Daily Archives: March 28, 2009

Feeling Like a Loser

Been reading forums and blogs the last couple of days, and most of them are done by people who have run marathons and half marathons and 20 races in 2 years and who are SO much further down this trail than I am.  People who run and run and run and run.  People who have pretty places to take their run.  People who are lean and healthy and will probably live forever.

Today, I’m feeling like a loser.  I feel like I’m really doing something by running my intervals.  I feel like a champion when I can run a mile or two in a run walk run walk run walk pattern.  I’m not even going to try a half marathon until I think I can make 13 miles in under 3.5 hours and these people are talking bout finishing a marathon in like 3 hours.  I’m up to running for 30 min off and on run walk.  Lord, I’m feeling like a loser… and not really like the  Biggest Loser on TV…

I know this is a feeling that I will get over… I’ve been here before and it usually helps if I just don’t read those blogs and forums for a while and just focus on the path I’m on.  If I focus on my own race, I don’t notice so much what a loser I am compared to other people.  That is one reason that I took up running… I have to compete against myself and beat my own best.  I don’t have to worry about anyone else so much.
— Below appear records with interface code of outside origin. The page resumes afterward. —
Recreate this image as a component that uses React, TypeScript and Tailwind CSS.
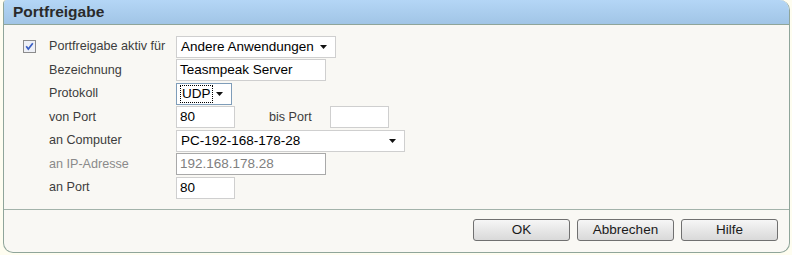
import React from 'react';

const font = { fontFamily: '"Liberation Sans", Arial, sans-serif' };

function Arrow() {
  return (
    <svg width="7" height="4" viewBox="0 0 7 4" className="shrink-0">
      <path d="M0 0h7L3.5 4z" fill="#111" />
    </svg>
  );
}

function Select({ value, width, focus }: { value: string; width: string; focus?: boolean }) {
  return (
    <div
      className={`flex h-[22px] items-center justify-between bg-white pl-[3px] pr-[8px] text-[13.5px] text-black ${width} border ${
        focus ? 'border-[#7f9db9]' : 'border-[#cfcfcf]'
      }`}
    >
      {focus ? (
        <span className="border border-dotted border-black px-[1px] leading-[16px]">{value}</span>
      ) : (
        <span className="pl-[1px]">{value}</span>
      )}
      <Arrow />
    </div>
  );
}

function Input({ value, width, disabled }: { value?: string; width: string; disabled?: boolean }) {
  return (
    <div
      className={`flex h-[22px] items-center border bg-white px-[3px] text-[13.5px] ${width} ${
        disabled ? 'border-[#a9a9a9] text-[#808080]' : 'border-[#cfcfcf] text-black'
      }`}
    >
      {value}
    </div>
  );
}

function Row({ label, children, gray }: { label: string; children: React.ReactNode; gray?: boolean }) {
  return (
    <div className="flex h-[23.5px] items-center pl-[45px]">
      <div className={`w-[127px] text-[12.6px] ${gray ? 'text-[#8a8a8a]' : 'text-[#3d3d3d]'}`}>{label}</div>
      {children}
    </div>
  );
}

function Button({ label }: { label: string }) {
  return (
    <button className="h-[22px] w-[97px] rounded-[3px] border border-[#707070] bg-gradient-to-b from-[#f6f6f6] to-[#d9d9d9] text-[13.5px] text-[#1a1a1a]">
      {label}
    </button>
  );
}

export default function App() {
  return (
    <div className="h-[255px] w-[792px] bg-[#fefdf0] pl-[3px] pr-[2px]" style={font}>
      <div className="flex h-[253px] flex-col overflow-hidden rounded-tl-[4px] rounded-tr-[10px] rounded-b-[10px] border border-t-0 border-[#8fa59a] bg-[#f9f8f4]">
        <div className="flex h-[25px] shrink-0 items-center border-b border-[#8fa59a] bg-gradient-to-b from-[#b4d6f6] to-[#a1c5e6] pl-[9px] text-[15.5px] font-bold text-[#2a2a2a]">
          Portfreigabe
        </div>
        <div className="flex flex-col pt-[10px] pb-[9px]">
          <div className="flex h-[23.5px] items-center pl-[19px]">
            <svg width="13" height="13" viewBox="0 0 13 13" className="mr-[13px] shrink-0">
              <rect x="0.5" y="0.5" width="12" height="12" fill="#eef0f6" stroke="#8c8c8c" />
              <path d="M3.2 6.3 L5.3 9 L9.8 3.3" fill="none" stroke="#3a5fc4" strokeWidth="1.7" />
            </svg>
            <div className="w-[127px] text-[12.6px] text-[#3d3d3d]">Portfreigabe aktiv für</div>
            <Select value="Andere Anwendungen" width="w-[160px]" />
          </div>
          <Row label="Bezeichnung">
            <Input value="Teasmpeak Server" width="w-[150px]" />
          </Row>
          <Row label="Protokoll">
            <Select value="UDP" width="w-[56px]" focus />
          </Row>
          <Row label="von Port">
            <Input value="80" width="w-[59px]" />
            <div className="w-[95px] pl-[34px] text-[12.6px] text-[#3d3d3d]">bis Port</div>
            <Input width="w-[59px]" />
          </Row>
          <Row label="an Computer">
            <Select value="PC-192-168-178-28" width="w-[229px]" />
          </Row>
          <Row label="an IP-Adresse" gray>
            <Input value="192.168.178.28" width="w-[150px]" disabled />
          </Row>
          <Row label="an Port">
            <Input value="80" width="w-[59px]" />
          </Row>
        </div>
        <div className="flex flex-1 justify-end gap-[7px] border-t border-[#a3b3aa] pt-[9px] pr-[11px]">
          <Button label="OK" />
          <Button label="Abbrechen" />
          <Button label="Hilfe" />
        </div>
      </div>
    </div>
  );
}
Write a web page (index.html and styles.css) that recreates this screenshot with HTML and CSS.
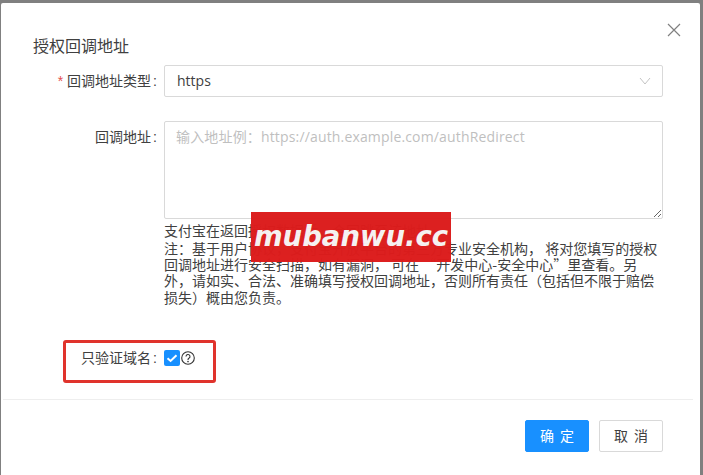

Everything I’ve read say that you should find a running buddy… that you should get in a group for the camaraderie and accountability.  I don’t really do well with a bunch of other people.  I don’t do group exercise classes or organized sports or maybe rather team sports.  I don’t like having to rely on someone else for my ability to get my job done.  I can do team player, but I don’t thrive on relying on other people to get things done.  So running (and now adding weights and jumping rope) are ideal for me.